Le azioni possono essere costituite in usufrutto o in pegno e possono formare oggetto di misure cautelari ed esecutive (sequestro giudiziario o conservativo, pignoramento).
La norma dispone che in tal caso il diritto di voto spetti al creditore pignoratizio o all'usufruttuario, salvo patto contrario. La disposizione si occupa dunque della titolarità del diritto di voto, non del suo esercizio, sicché eventuali patti contrari non potranno essere qualificati come “parasociali”, ai sensi dell’art. 2341 bis.
Da ciò può trarsi che il diritto di voto è diritto proprio dell’usufruttuario e del creditore pignoratizio, i quali non saranno tenuti ad osservare eventuali indicazioni o vincoli posti dall’azionista.

Ciononostante, è lo stesso articolo a disporre, quale unico limite al diritto di voto, che esso sia esercitato in maniera tale da non pregiudicare la conservazione del valore economico della partecipazione. La violazione di un simile limite, tuttavia, non è idonea ad incidere sulla validità del voto espresso e sulla validità delle delibere assembleari adottate con la partecipazione dell’usufruttuario e/o del creditore, facendo piuttosto sorgere in capo a questi ultimi l’obbligo di risarcire il danno eventualmente patito dall’azionista.

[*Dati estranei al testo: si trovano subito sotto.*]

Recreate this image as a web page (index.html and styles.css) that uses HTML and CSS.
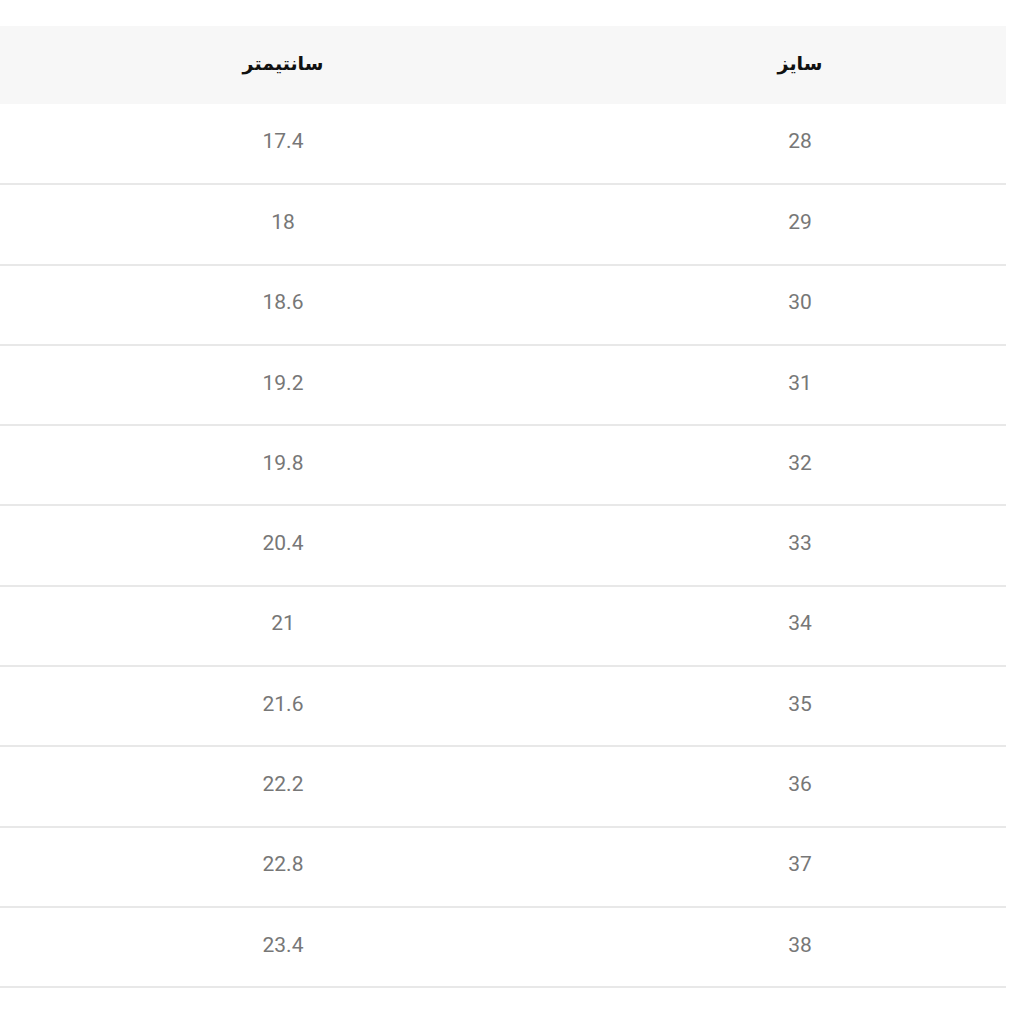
FILE: index.html
```html
<!DOCTYPE html>
<html lang="fa" dir="rtl">
<head>
<meta charset="utf-8">
<link rel="stylesheet" href="styles.css">
</head>
<body>
<div class="wrap">
<table class="sizes">
<thead>
<tr><th class="c-size">سایز</th><th class="c-cm">سانتیمتر</th></tr>
</thead>
<tbody>
<tr><td>28</td><td>17.4</td></tr>
<tr><td>29</td><td>18</td></tr>
<tr><td>30</td><td>18.6</td></tr>
<tr><td>31</td><td>19.2</td></tr>
<tr><td>32</td><td>19.8</td></tr>
<tr><td>33</td><td>20.4</td></tr>
<tr><td>34</td><td>21</td></tr>
<tr><td>35</td><td>21.6</td></tr>
<tr><td>36</td><td>22.2</td></tr>
<tr><td>37</td><td>22.8</td></tr>
<tr><td>38</td><td>23.4</td></tr>
</tbody>
</table>
</div>
</body>
</html>
```
FILE: styles.css
```css
html, body {
  margin: 0;
  padding: 0;
  background: #ffffff;
}
body {
  overflow: hidden;
}
.wrap {
  padding-top: 26px;
  width: 1006px;
  margin-right: 18px;
  margin-left: 0;
}
.sizes {
  border-collapse: collapse;
  width: 1034px;
  table-layout: fixed;
}
.c-size { width: 412px; }
.c-cm { width: 622px; }
.sizes th {
  background: #f7f7f7;
  height: 78px;
  padding: 0 0 4px 0;
  box-sizing: border-box;
  font-family: "DejaVu Sans", sans-serif;
  font-weight: bold;
  font-size: 19px;
  color: #111;
  text-align: center;
  vertical-align: middle;
}
.sizes td {
  height: 80.3px;
  padding: 0 0 5px 0;
  box-sizing: border-box;
  border-bottom: 2px solid #e8e8e8;
  font-family: Roboto, sans-serif;
  font-size: 21px;
  color: #777777;
  text-align: center;
  vertical-align: middle;
}
```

I diritti amministrativi diversi dal voto (in particolare i diritti di controllo) spettano sia al socio che al creditore pignoratizio o all'usufruttuario, i quali possono esercitarli disgiuntamente, salvo diversa pattuizione tra le parti. Si dubita tuttavia della possibilità per il socio di impugnare delibere approvate con il voto favorevole dell'usufruttuario o del creditore pignoratizio.

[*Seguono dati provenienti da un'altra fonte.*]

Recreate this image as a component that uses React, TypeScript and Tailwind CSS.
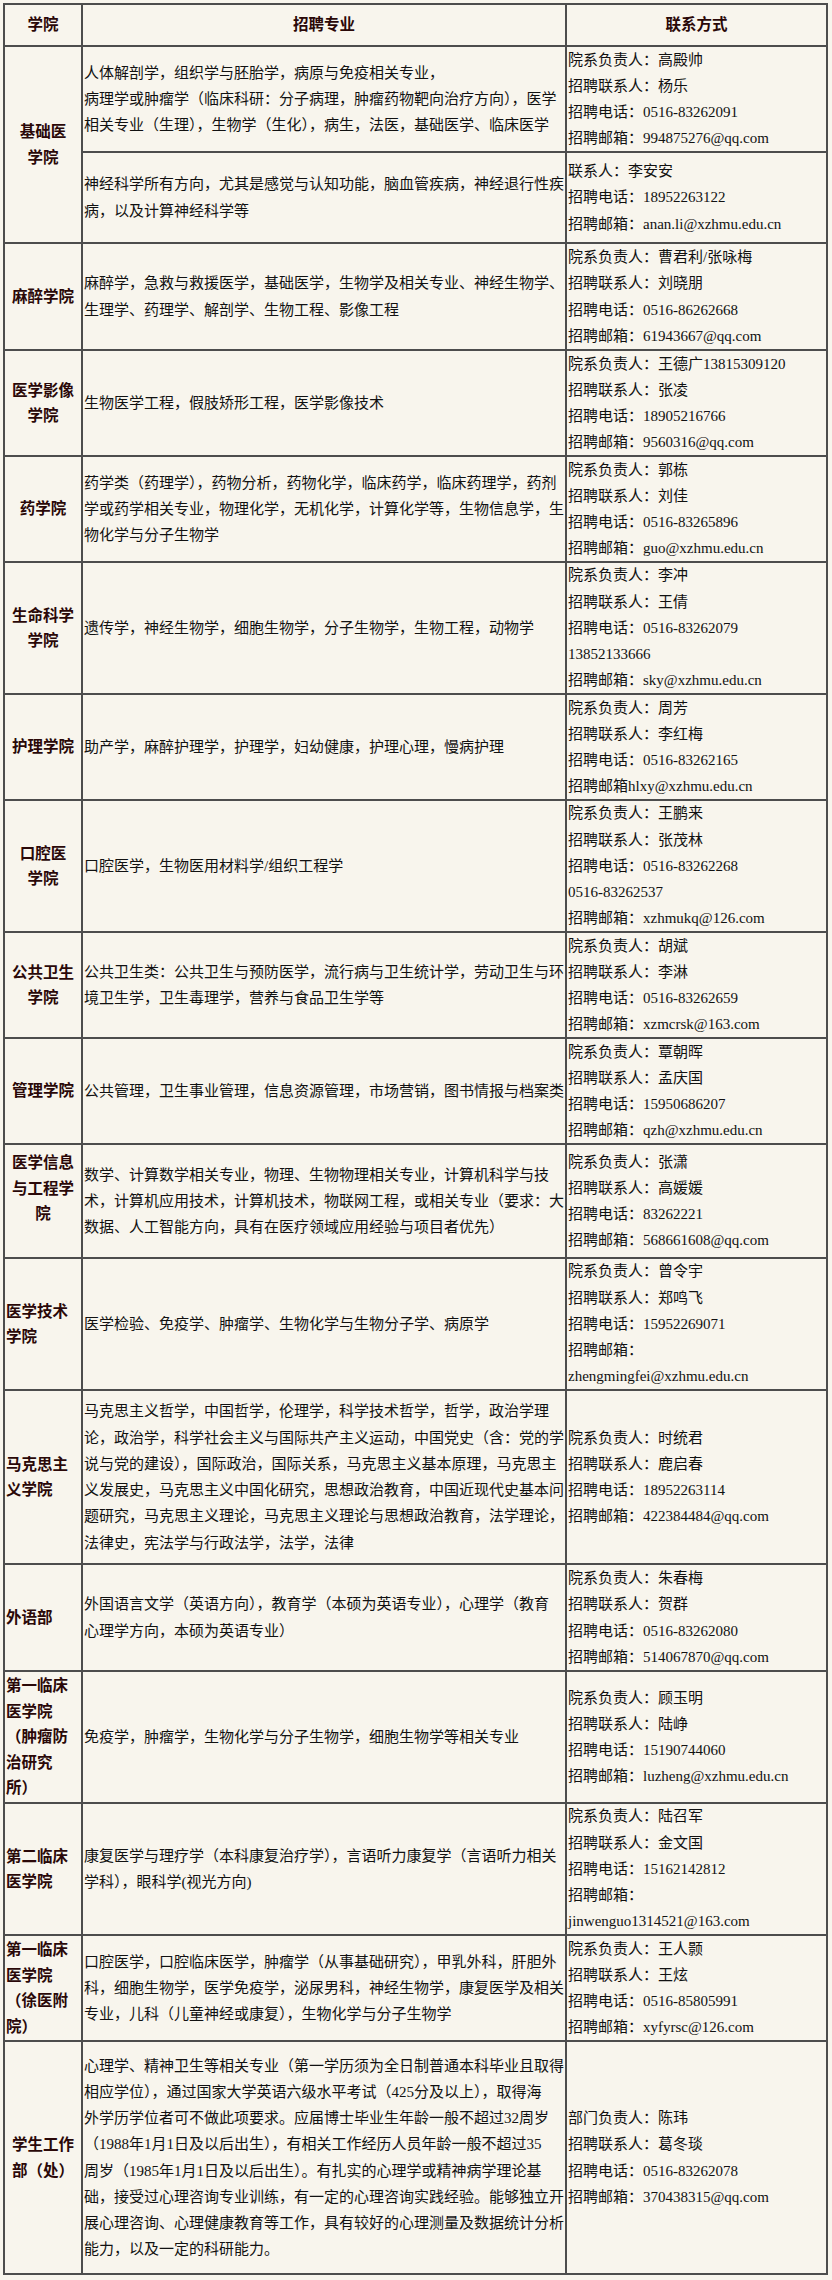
type Row = {
  name: string[];
  left?: boolean;
  h: string;
  major: string[];
  contact: string[];
};

const rows: Row[] = [
  {
    name: ["麻醉学院"],
    h: "h-[105px]",
    major: [
      "麻醉学，急救与救援医学，基础医学，生物学及相关专业、神经生物学、",
      "生理学、药理学、解剖学、生物工程、影像工程",
    ],
    contact: ["院系负责人：曹君利/张咏梅", "招聘联系人：刘晓朋", "招聘电话：0516-86262668", "招聘邮箱：61943667@qq.com"],
  },
  {
    name: ["医学影像", "学院"],
    h: "h-[104px]",
    major: ["生物医学工程，假肢矫形工程，医学影像技术"],
    contact: ["院系负责人：王德广13815309120", "招聘联系人：张凌", "招聘电话：18905216766", "招聘邮箱：9560316@qq.com"],
  },
  {
    name: ["药学院"],
    h: "h-[104px]",
    major: [
      "药学类（药理学），药物分析，药物化学，临床药学，临床药理学，药剂",
      "学或药学相关专业，物理化学，无机化学，计算化学等，生物信息学，生",
      "物化学与分子生物学",
    ],
    contact: ["院系负责人：郭栋", "招聘联系人：刘佳", "招聘电话：0516-83265896", "招聘邮箱：guo@xzhmu.edu.cn"],
  },
  {
    name: ["生命科学", "学院"],
    h: "h-[130px]",
    major: ["遗传学，神经生物学，细胞生物学，分子生物学，生物工程，动物学"],
    contact: ["院系负责人：李冲", "招聘联系人：王倩", "招聘电话：0516-83262079", "13852133666", "招聘邮箱：sky@xzhmu.edu.cn"],
  },
  {
    name: ["护理学院"],
    h: "h-[104px]",
    major: ["助产学，麻醉护理学，护理学，妇幼健康，护理心理，慢病护理"],
    contact: ["院系负责人：周芳", "招聘联系人：李红梅", "招聘电话：0516-83262165", "招聘邮箱hlxy@xzhmu.edu.cn"],
  },
  {
    name: ["口腔医", "学院"],
    h: "h-[130px]",
    major: ["口腔医学，生物医用材料学/组织工程学"],
    contact: ["院系负责人：王鹏来", "招聘联系人：张茂林", "招聘电话：0516-83262268", "0516-83262537", "招聘邮箱：xzhmukq@126.com"],
  },
  {
    name: ["公共卫生", "学院"],
    h: "h-[104px]",
    major: [
      "公共卫生类：公共卫生与预防医学，流行病与卫生统计学，劳动卫生与环",
      "境卫生学，卫生毒理学，营养与食品卫生学等",
    ],
    contact: ["院系负责人：胡斌", "招聘联系人：李淋", "招聘电话：0516-83262659", "招聘邮箱：xzmcrsk@163.com"],
  },
  {
    name: ["管理学院"],
    h: "h-[104px]",
    major: ["公共管理，卫生事业管理，信息资源管理，市场营销，图书情报与档案类"],
    contact: ["院系负责人：覃朝晖", "招聘联系人：孟庆国", "招聘电话：15950686207", "招聘邮箱：qzh@xzhmu.edu.cn"],
  },
  {
    name: ["医学信息", "与工程学", "院", "\u00a0"],
    h: "h-[112px]",
    major: [
      "数学、计算数学相关专业，物理、生物物理相关专业，计算机科学与技",
      "术，计算机应用技术，计算机技术，物联网工程，或相关专业（要求：大",
      "数据、人工智能方向，具有在医疗领域应用经验与项目者优先）",
    ],
    contact: ["院系负责人：张潇", "招聘联系人：高媛媛", "招聘电话：83262221", "招聘邮箱：568661608@qq.com"],
  },
  {
    name: ["医学技术", "学院"],
    left: true,
    h: "h-[130px]",
    major: ["医学检验、免疫学、肿瘤学、生物化学与生物分子学、病原学"],
    contact: ["院系负责人：曾令宇", "招聘联系人：郑鸣飞", "招聘电话：15952269071", "招聘邮箱：", "zhengmingfei@xzhmu.edu.cn"],
  },
  {
    name: ["马克思主", "义学院"],
    left: true,
    h: "h-[172px]",
    major: [
      "马克思主义哲学，中国哲学，伦理学，科学技术哲学，哲学，政治学理",
      "论，政治学，科学社会主义与国际共产主义运动，中国党史（含：党的学",
      "说与党的建设），国际政治，国际关系，马克思主义基本原理，马克思主",
      "义发展史，马克思主义中国化研究，思想政治教育，中国近现代史基本问",
      "题研究，马克思主义理论，马克思主义理论与思想政治教育，法学理论，",
      "法律史，宪法学与行政法学，法学，法律",
    ],
    contact: ["院系负责人：时统君", "招聘联系人：鹿启春", "招聘电话：18952263114", "招聘邮箱：422384484@qq.com"],
  },
  {
    name: ["外语部"],
    left: true,
    h: "h-[105px]",
    major: [
      "外国语言文学（英语方向），教育学（本硕为英语专业），心理学（教育",
      "心理学方向，本硕为英语专业）",
    ],
    contact: ["院系负责人：朱春梅", "招聘联系人：贺群", "招聘电话：0516-83262080", "招聘邮箱：514067870@qq.com"],
  },
  {
    name: ["第一临床", "医学院", "（肿瘤防", "治研究", "所）"],
    left: true,
    h: "h-[130px]",
    major: ["免疫学，肿瘤学，生物化学与分子生物学，细胞生物学等相关专业"],
    contact: ["院系负责人：顾玉明", "招聘联系人：陆峥", "招聘电话：15190744060", "招聘邮箱：luzheng@xzhmu.edu.cn"],
  },
  {
    name: ["第二临床", "医学院"],
    left: true,
    h: "h-[130px]",
    major: [
      "康复医学与理疗学（本科康复治疗学），言语听力康复学（言语听力相关",
      "学科），眼科学(视光方向)",
    ],
    contact: ["院系负责人：陆召军", "招聘联系人：金文国", "招聘电话：15162142812", "招聘邮箱：", "jinwenguo1314521@163.com"],
  },
  {
    name: ["第一临床", "医学院", "（徐医附", "院）"],
    left: true,
    h: "h-[104px]",
    major: [
      "口腔医学，口腔临床医学，肿瘤学（从事基础研究），甲乳外科，肝胆外",
      "科，细胞生物学，医学免疫学，泌尿男科，神经生物学，康复医学及相关",
      "专业，儿科（儿童神经或康复），生物化学与分子生物学",
    ],
    contact: ["院系负责人：王人颢", "招聘联系人：王炫", "招聘电话：0516-85805991", "招聘邮箱：xyfyrsc@126.com"],
  },
  {
    name: ["学生工作", "部（处）"],
    h: "h-[231px]",
    major: [
      "心理学、精神卫生等相关专业（第一学历须为全日制普通本科毕业且取得",
      "相应学位），通过国家大学英语六级水平考试（425分及以上），取得海",
      "外学历学位者可不做此项要求。应届博士毕业生年龄一般不超过32周岁",
      "（1988年1月1日及以后出生），有相关工作经历人员年龄一般不超过35",
      "周岁（1985年1月1日及以后出生）。有扎实的心理学或精神病学理论基",
      "础，接受过心理咨询专业训练，有一定的心理咨询实践经验。能够独立开",
      "展心理咨询、心理健康教育等工作，具有较好的心理测量及数据统计分析",
      "能力，以及一定的科研能力。",
    ],
    contact: ["部门负责人：陈玮", "招聘联系人：葛冬琰", "招聘电话：0516-83262078", "招聘邮箱：370438315@qq.com"],
  },
];

function NameCell({ lines, left }: { lines: string[]; left?: boolean }) {
  return (
    <div
      className={
        "w-[76px] shrink-0 bg-[#f8f5ed] flex flex-col justify-center px-px font-bold text-[15.5px] leading-[25.5px] text-[#2a0808] " +
        (left ? "items-start" : "items-center")
      }
    >
      {lines.map((l, i) => (
        <div key={i} className="whitespace-nowrap">{l}</div>
      ))}
    </div>
  );
}

function Lines({ lines, wide }: { lines: string[]; wide?: boolean }) {
  return (
    <div
      className={
        "bg-[#f8f5ed] flex flex-col justify-center pl-px text-[15px] leading-[26.25px] text-[#111] " +
        (wide ? "w-[482px] shrink-0" : "flex-1 min-w-0")
      }
    >
      {lines.map((l, i) => (
        <div key={i} className="whitespace-nowrap">{l}</div>
      ))}
    </div>
  );
}

export default function App() {
  return (
    <div className="min-h-screen bg-[#f8f5ed] pt-[3px] pl-[3px] font-['Liberation_Serif','Noto_Sans_CJK_SC',serif]">
      <div className="w-[825px] flex flex-col gap-[2px] p-[2px] bg-[#4d4d4d]">
        {/* header */}
        <div className="flex gap-[2px] h-[40px] font-bold text-[15.5px] text-[#2a0808]">
          <div className="w-[76px] shrink-0 bg-[#f8f5ed] flex items-center justify-center">学院</div>
          <div className="w-[482px] shrink-0 bg-[#f8f5ed] flex items-center justify-center">招聘专业</div>
          <div className="flex-1 bg-[#f8f5ed] flex items-center justify-center">联系方式</div>
        </div>

        {/* 基础医学院: two sub rows */}
        <div className="flex gap-[2px] h-[195px]">
          <NameCell lines={["基础医", "学院"]} />
          <div className="flex-1 flex flex-col gap-[2px]">
            <div className="flex gap-[2px] h-[104px]">
              <Lines
                wide
                lines={[
                  "人体解剖学，组织学与胚胎学，病原与免疫相关专业，",
                  "病理学或肿瘤学（临床科研：分子病理，肿瘤药物靶向治疗方向），医学",
                  "相关专业（生理），生物学（生化），病生，法医，基础医学、临床医学",
                ]}
              />
              <Lines lines={["院系负责人：高殿帅", "招聘联系人：杨乐", "招聘电话：0516-83262091", "招聘邮箱：994875276@qq.com"]} />
            </div>
            <div className="flex gap-[2px] h-[89px]">
              <Lines wide lines={["神经科学所有方向，尤其是感觉与认知功能，脑血管疾病，神经退行性疾", "病，以及计算神经科学等"]} />
              <Lines lines={["联系人：李安安", "招聘电话：18952263122", "招聘邮箱：anan.li@xzhmu.edu.cn"]} />
            </div>
          </div>
        </div>

        {rows.map((r, i) => (
          <div key={i} className={"flex gap-[2px] " + r.h}>
            <NameCell lines={r.name} left={r.left} />
            <Lines wide lines={r.major} />
            <Lines lines={r.contact} />
          </div>
        ))}
      </div>
    </div>
  );
}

L’esercizio di diritti che invece incidono sia sul piano amministrativo sia sul piano patrimoniale, spetta normalmente al socio.
La norma lo conferma laddove prevede, al secondo comma, che sia il socio a dover esercitare il diritto di opzione. Nulla è detto invece con riferimento al diritto di recesso, cha la prevalente giurisprudenza ritiene essere un diritto personale del socio.

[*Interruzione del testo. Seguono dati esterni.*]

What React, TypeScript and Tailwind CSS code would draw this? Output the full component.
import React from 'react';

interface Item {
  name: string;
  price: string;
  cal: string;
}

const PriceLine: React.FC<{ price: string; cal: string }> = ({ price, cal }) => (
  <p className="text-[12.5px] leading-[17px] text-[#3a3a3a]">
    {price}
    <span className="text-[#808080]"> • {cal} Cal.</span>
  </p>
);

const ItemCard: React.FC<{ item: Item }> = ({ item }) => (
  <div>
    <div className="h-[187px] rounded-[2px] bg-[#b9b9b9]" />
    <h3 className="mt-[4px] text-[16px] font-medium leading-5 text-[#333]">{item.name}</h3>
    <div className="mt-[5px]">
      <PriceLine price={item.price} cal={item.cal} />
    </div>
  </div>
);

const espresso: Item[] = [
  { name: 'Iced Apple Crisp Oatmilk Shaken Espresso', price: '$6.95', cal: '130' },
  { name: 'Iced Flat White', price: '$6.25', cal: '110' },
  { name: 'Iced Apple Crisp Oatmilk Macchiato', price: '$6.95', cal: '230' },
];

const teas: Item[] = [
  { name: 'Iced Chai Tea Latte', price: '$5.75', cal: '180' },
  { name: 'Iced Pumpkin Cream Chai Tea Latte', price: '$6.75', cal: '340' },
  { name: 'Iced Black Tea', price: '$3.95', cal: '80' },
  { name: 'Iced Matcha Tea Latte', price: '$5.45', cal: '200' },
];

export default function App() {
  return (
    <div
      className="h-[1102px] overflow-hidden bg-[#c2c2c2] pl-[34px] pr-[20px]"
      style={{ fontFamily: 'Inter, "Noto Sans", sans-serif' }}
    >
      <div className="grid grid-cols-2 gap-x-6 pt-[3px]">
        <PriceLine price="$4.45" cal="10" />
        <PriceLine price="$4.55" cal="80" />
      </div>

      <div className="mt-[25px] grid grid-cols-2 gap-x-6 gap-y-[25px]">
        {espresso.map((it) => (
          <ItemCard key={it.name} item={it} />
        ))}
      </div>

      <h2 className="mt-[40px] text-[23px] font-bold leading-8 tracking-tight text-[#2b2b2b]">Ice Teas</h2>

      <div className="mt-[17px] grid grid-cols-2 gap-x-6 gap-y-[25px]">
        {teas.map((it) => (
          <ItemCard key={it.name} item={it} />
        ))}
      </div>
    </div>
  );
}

Massime relative all'art. 2352 Codice Civile

Cass. civ. n. 10144/2002

Il creditore pignoratizio delle azioni ancorché, ai sensi dell'art. 2352 c. c., a lui competa, in luogo del socio suo debitore, il diritto di voto (anche) nelle deliberazioni concernenti il cambiamento dell'oggetto o del tipo della società o il trasferimento della sede sociale all'estero non è legittimato ad esercitare il diritto di recesso di cui all'art. 2437 c. c., configurandosi questo come un atto di disposizione in ordine alla partecipazione societaria, di esclusiva spettanza del socio, ed essendo d'altra parte la tutela del creditore pignoratizio affidata, in presenza di una diminuzione del valore delle azioni conseguente a quei deliberati mutamenti societari, all'istituto della vendita anticipata ex art. 2795 c.c..

Cass. civ. n. 2053/1999

Ai fini del raggiungimento dei "quorum" costitutivo dell'assemblea di una società per azioni, sono legittimamente computabili le azioni del socio datore di pegno, quand'anche questi risulti titolare di gran parte del capitale sociale, considerato che, a differenza di quanto sancito in tema di esercizio del diritto di voto da parte del socio in conflitto di interessi con la società, l'art. 2352 c.c. prevede espressamente la possibilità di stabilire, con apposita convenzione, che il diritto di voto sia esercitato dal socio datore di pegno, anziché dal creditore pignoratizio.

In tema di delibere dell'assemblea di una S.p.A., il creditore pignoratizio di azioni dell'ente, nell'esercizio del diritto di voto (a lui riconosciuto "ex lege"), deve, comunque, ispirarsi ai principi della buona amministrazione societaria ed attenersi al perseguimento dell'interesse sociale, senza coltivare, pertanto, interessi egoistici ovvero in contrasto con quelli della società.

La partecipazione all'assemblea di una società di capitali da parte di soci titolari della maggioranza del capitale sociale, ma privi del diritto di voto per aver costituito in pegno le proprie azioni, non inficia la validità della costituzione dell'organo societario, e non impedisce che la delibera adottata sia, pur sempre, imputabile all'ente tutte le volte in cui alla stessa assemblea abbiano, altresì, partecipato soci legittimati, benché detentori della minoranza del capitale sociale, con la conseguenza che la delibera adottata con il voto (eventualmente) determinante dei soci non legittimati è annullabile, ma non inesistente, diversamente dalla ipotesi in cui, all'assemblea, abbiano partecipato, esercitando il diritto di voto, esclusivamente i soci non legittimati. Il vizio derivante dall'esercizio del diritto di voto da parte del socio datore di pegno attiene, difatti, al rapporto tra ii socio stesso ed il creditore pignoratizio, e non riguardo, per converso, l'organo assembleare, essendo in facoltà del creditore pignoratizio di azioni manifestare tacitamente la volontà di ratificare quel voto astenendosi dall'impugnare la delibera adottata con il voto del titolare delle azioni date in pegno.